*What you should do*. Write out the entire listing below exactly as it appears, minus any pictures.

*Records provided*.
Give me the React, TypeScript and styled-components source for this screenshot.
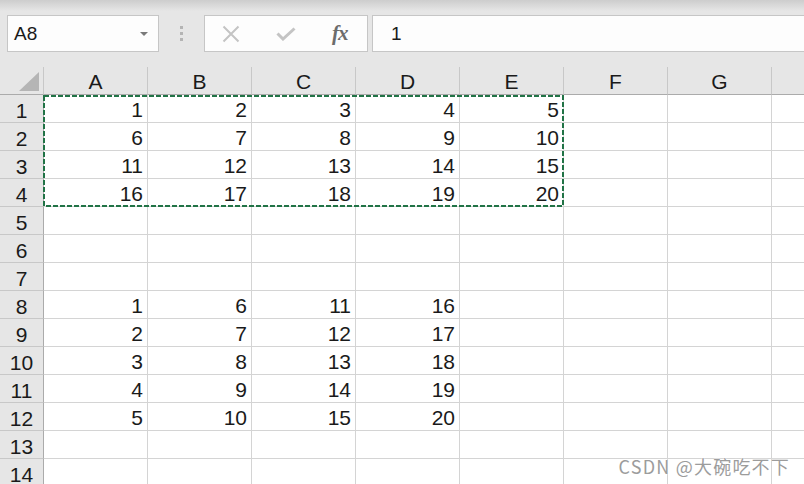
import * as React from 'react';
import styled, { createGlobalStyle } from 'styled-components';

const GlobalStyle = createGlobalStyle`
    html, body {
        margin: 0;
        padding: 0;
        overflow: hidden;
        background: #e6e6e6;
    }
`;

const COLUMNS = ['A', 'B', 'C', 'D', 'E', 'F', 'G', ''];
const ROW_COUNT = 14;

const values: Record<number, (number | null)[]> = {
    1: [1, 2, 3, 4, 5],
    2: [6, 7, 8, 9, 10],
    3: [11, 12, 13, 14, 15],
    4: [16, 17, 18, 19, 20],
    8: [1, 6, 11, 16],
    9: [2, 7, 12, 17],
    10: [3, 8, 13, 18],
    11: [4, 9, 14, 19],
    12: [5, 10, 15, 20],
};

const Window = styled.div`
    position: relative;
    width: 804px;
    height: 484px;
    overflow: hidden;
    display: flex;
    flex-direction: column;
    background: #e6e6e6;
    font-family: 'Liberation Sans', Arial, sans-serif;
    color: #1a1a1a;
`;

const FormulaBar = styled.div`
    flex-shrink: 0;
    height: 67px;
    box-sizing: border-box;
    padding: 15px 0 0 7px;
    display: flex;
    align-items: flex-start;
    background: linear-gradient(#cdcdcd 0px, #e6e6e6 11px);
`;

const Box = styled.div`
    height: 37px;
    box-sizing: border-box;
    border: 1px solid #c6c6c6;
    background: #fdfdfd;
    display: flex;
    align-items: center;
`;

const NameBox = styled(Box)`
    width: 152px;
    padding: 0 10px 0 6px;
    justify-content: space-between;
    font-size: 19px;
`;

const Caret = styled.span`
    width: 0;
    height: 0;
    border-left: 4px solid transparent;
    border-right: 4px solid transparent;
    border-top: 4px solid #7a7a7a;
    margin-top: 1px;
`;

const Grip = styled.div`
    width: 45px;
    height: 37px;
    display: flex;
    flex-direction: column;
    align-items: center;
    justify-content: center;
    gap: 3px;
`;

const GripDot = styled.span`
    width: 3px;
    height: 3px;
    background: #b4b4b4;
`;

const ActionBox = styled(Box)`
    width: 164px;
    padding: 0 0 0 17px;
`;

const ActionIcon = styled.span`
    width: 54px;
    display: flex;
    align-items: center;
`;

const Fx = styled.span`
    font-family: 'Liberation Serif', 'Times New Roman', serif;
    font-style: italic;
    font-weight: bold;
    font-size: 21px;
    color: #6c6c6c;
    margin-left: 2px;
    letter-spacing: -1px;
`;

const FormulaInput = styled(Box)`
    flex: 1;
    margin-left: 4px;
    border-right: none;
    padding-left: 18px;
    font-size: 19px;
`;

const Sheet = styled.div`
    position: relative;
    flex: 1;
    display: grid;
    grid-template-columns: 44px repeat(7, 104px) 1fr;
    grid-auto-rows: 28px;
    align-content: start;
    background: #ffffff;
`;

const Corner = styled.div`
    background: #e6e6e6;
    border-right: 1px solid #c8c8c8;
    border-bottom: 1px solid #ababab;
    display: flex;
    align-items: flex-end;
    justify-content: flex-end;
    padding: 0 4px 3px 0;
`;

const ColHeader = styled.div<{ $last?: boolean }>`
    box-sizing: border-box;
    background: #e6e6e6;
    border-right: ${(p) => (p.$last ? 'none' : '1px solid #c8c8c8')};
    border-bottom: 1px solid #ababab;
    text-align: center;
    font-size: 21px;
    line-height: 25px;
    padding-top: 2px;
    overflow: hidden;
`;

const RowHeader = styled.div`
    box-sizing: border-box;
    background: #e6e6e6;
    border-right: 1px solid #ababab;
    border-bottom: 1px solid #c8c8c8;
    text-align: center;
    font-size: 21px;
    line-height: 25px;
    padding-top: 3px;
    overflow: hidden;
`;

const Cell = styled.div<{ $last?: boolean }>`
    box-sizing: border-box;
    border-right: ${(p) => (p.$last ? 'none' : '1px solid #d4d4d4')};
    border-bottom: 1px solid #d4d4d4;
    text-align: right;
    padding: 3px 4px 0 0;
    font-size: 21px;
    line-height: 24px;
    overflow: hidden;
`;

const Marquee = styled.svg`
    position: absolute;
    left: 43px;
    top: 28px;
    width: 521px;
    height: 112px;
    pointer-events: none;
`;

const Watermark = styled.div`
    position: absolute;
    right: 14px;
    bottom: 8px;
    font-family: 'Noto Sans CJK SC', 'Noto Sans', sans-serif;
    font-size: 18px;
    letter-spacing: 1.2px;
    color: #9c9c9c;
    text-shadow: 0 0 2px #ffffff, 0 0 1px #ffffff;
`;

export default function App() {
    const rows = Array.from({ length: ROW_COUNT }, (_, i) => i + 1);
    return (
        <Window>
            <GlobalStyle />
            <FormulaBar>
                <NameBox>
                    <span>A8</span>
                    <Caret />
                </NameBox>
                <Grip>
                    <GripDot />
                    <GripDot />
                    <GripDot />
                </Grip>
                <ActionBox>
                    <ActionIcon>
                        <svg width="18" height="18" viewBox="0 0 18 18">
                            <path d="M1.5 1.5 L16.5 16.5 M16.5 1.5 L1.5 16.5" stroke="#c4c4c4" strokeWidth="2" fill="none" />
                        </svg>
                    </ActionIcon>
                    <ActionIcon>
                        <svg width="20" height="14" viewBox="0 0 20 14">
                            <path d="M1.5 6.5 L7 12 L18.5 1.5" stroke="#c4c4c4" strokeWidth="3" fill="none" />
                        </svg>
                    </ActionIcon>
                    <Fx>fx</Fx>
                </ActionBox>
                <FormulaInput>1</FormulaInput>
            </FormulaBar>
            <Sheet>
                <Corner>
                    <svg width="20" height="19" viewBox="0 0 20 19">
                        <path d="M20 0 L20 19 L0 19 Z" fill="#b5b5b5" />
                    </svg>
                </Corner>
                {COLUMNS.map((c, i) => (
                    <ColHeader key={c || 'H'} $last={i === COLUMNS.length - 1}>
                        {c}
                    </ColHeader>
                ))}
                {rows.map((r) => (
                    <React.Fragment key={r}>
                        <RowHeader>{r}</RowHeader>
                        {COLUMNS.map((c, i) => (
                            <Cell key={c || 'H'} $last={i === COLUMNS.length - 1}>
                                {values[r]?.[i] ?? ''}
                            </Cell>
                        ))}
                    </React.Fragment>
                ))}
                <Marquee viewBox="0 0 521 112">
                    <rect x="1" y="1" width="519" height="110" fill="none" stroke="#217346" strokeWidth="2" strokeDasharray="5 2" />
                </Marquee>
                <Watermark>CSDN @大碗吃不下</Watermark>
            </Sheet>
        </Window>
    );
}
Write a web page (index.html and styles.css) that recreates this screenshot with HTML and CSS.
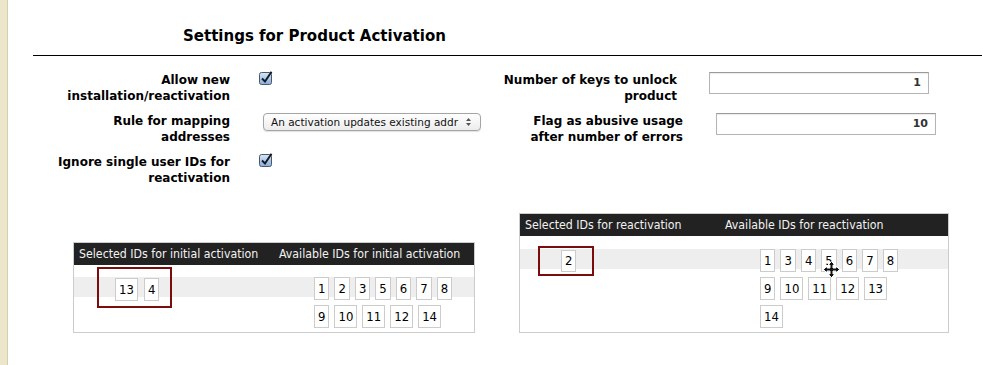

*Final result*.
Give me the React, TypeScript and styled-components source for this screenshot.
import * as React from 'react';
import styled, { createGlobalStyle } from 'styled-components';

const GlobalStyle = createGlobalStyle`
    html, body {
        margin: 0;
        padding: 0;
        overflow: hidden;
        background: #e6e6e6;
    }
`;

const COLUMNS = ['A', 'B', 'C', 'D', 'E', 'F', 'G', ''];
const ROW_COUNT = 14;

const values: Record<number, (number | null)[]> = {
    1: [1, 2, 3, 4, 5],
    2: [6, 7, 8, 9, 10],
    3: [11, 12, 13, 14, 15],
    4: [16, 17, 18, 19, 20],
    8: [1, 6, 11, 16],
    9: [2, 7, 12, 17],
    10: [3, 8, 13, 18],
    11: [4, 9, 14, 19],
    12: [5, 10, 15, 20],
};

const Window = styled.div`
    position: relative;
    width: 804px;
    height: 484px;
    overflow: hidden;
    display: flex;
    flex-direction: column;
    background: #e6e6e6;
    font-family: 'Liberation Sans', Arial, sans-serif;
    color: #1a1a1a;
`;

const FormulaBar = styled.div`
    flex-shrink: 0;
    height: 67px;
    box-sizing: border-box;
    padding: 15px 0 0 7px;
    display: flex;
    align-items: flex-start;
    background: linear-gradient(#cdcdcd 0px, #e6e6e6 11px);
`;

const Box = styled.div`
    height: 37px;
    box-sizing: border-box;
    border: 1px solid #c6c6c6;
    background: #fdfdfd;
    display: flex;
    align-items: center;
`;

const NameBox = styled(Box)`
    width: 152px;
    padding: 0 10px 0 6px;
    justify-content: space-between;
    font-size: 19px;
`;

const Caret = styled.span`
    width: 0;
    height: 0;
    border-left: 4px solid transparent;
    border-right: 4px solid transparent;
    border-top: 4px solid #7a7a7a;
    margin-top: 1px;
`;

const Grip = styled.div`
    width: 45px;
    height: 37px;
    display: flex;
    flex-direction: column;
    align-items: center;
    justify-content: center;
    gap: 3px;
`;

const GripDot = styled.span`
    width: 3px;
    height: 3px;
    background: #b4b4b4;
`;

const ActionBox = styled(Box)`
    width: 164px;
    padding: 0 0 0 17px;
`;

const ActionIcon = styled.span`
    width: 54px;
    display: flex;
    align-items: center;
`;

const Fx = styled.span`
    font-family: 'Liberation Serif', 'Times New Roman', serif;
    font-style: italic;
    font-weight: bold;
    font-size: 21px;
    color: #6c6c6c;
    margin-left: 2px;
    letter-spacing: -1px;
`;

const FormulaInput = styled(Box)`
    flex: 1;
    margin-left: 4px;
    border-right: none;
    padding-left: 18px;
    font-size: 19px;
`;

const Sheet = styled.div`
    position: relative;
    flex: 1;
    display: grid;
    grid-template-columns: 44px repeat(7, 104px) 1fr;
    grid-auto-rows: 28px;
    align-content: start;
    background: #ffffff;
`;

const Corner = styled.div`
    background: #e6e6e6;
    border-right: 1px solid #c8c8c8;
    border-bottom: 1px solid #ababab;
    display: flex;
    align-items: flex-end;
    justify-content: flex-end;
    padding: 0 4px 3px 0;
`;

const ColHeader = styled.div<{ $last?: boolean }>`
    box-sizing: border-box;
    background: #e6e6e6;
    border-right: ${(p) => (p.$last ? 'none' : '1px solid #c8c8c8')};
    border-bottom: 1px solid #ababab;
    text-align: center;
    font-size: 21px;
    line-height: 25px;
    padding-top: 2px;
    overflow: hidden;
`;

const RowHeader = styled.div`
    box-sizing: border-box;
    background: #e6e6e6;
    border-right: 1px solid #ababab;
    border-bottom: 1px solid #c8c8c8;
    text-align: center;
    font-size: 21px;
    line-height: 25px;
    padding-top: 3px;
    overflow: hidden;
`;

const Cell = styled.div<{ $last?: boolean }>`
    box-sizing: border-box;
    border-right: ${(p) => (p.$last ? 'none' : '1px solid #d4d4d4')};
    border-bottom: 1px solid #d4d4d4;
    text-align: right;
    padding: 3px 4px 0 0;
    font-size: 21px;
    line-height: 24px;
    overflow: hidden;
`;

const Marquee = styled.svg`
    position: absolute;
    left: 43px;
    top: 28px;
    width: 521px;
    height: 112px;
    pointer-events: none;
`;

const Watermark = styled.div`
    position: absolute;
    right: 14px;
    bottom: 8px;
    font-family: 'Noto Sans CJK SC', 'Noto Sans', sans-serif;
    font-size: 18px;
    letter-spacing: 1.2px;
    color: #9c9c9c;
    text-shadow: 0 0 2px #ffffff, 0 0 1px #ffffff;
`;

export default function App() {
    const rows = Array.from({ length: ROW_COUNT }, (_, i) => i + 1);
    return (
        <Window>
            <GlobalStyle />
            <FormulaBar>
                <NameBox>
                    <span>A8</span>
                    <Caret />
                </NameBox>
                <Grip>
                    <GripDot />
                    <GripDot />
                    <GripDot />
                </Grip>
                <ActionBox>
                    <ActionIcon>
                        <svg width="18" height="18" viewBox="0 0 18 18">
                            <path d="M1.5 1.5 L16.5 16.5 M16.5 1.5 L1.5 16.5" stroke="#c4c4c4" strokeWidth="2" fill="none" />
                        </svg>
                    </ActionIcon>
                    <ActionIcon>
                        <svg width="20" height="14" viewBox="0 0 20 14">
                            <path d="M1.5 6.5 L7 12 L18.5 1.5" stroke="#c4c4c4" strokeWidth="3" fill="none" />
                        </svg>
                    </ActionIcon>
                    <Fx>fx</Fx>
                </ActionBox>
                <FormulaInput>1</FormulaInput>
            </FormulaBar>
            <Sheet>
                <Corner>
                    <svg width="20" height="19" viewBox="0 0 20 19">
                        <path d="M20 0 L20 19 L0 19 Z" fill="#b5b5b5" />
                    </svg>
                </Corner>
                {COLUMNS.map((c, i) => (
                    <ColHeader key={c || 'H'} $last={i === COLUMNS.length - 1}>
                        {c}
                    </ColHeader>
                ))}
                {rows.map((r) => (
                    <React.Fragment key={r}>
                        <RowHeader>{r}</RowHeader>
                        {COLUMNS.map((c, i) => (
                            <Cell key={c || 'H'} $last={i === COLUMNS.length - 1}>
                                {values[r]?.[i] ?? ''}
                            </Cell>
                        ))}
                    </React.Fragment>
                ))}
                <Marquee viewBox="0 0 521 112">
                    <rect x="1" y="1" width="519" height="110" fill="none" stroke="#217346" strokeWidth="2" strokeDasharray="5 2" />
                </Marquee>
                <Watermark>CSDN @大碗吃不下</Watermark>
            </Sheet>
        </Window>
    );
}
Write a web page (index.html and styles.css) that recreates this screenshot with HTML and CSS.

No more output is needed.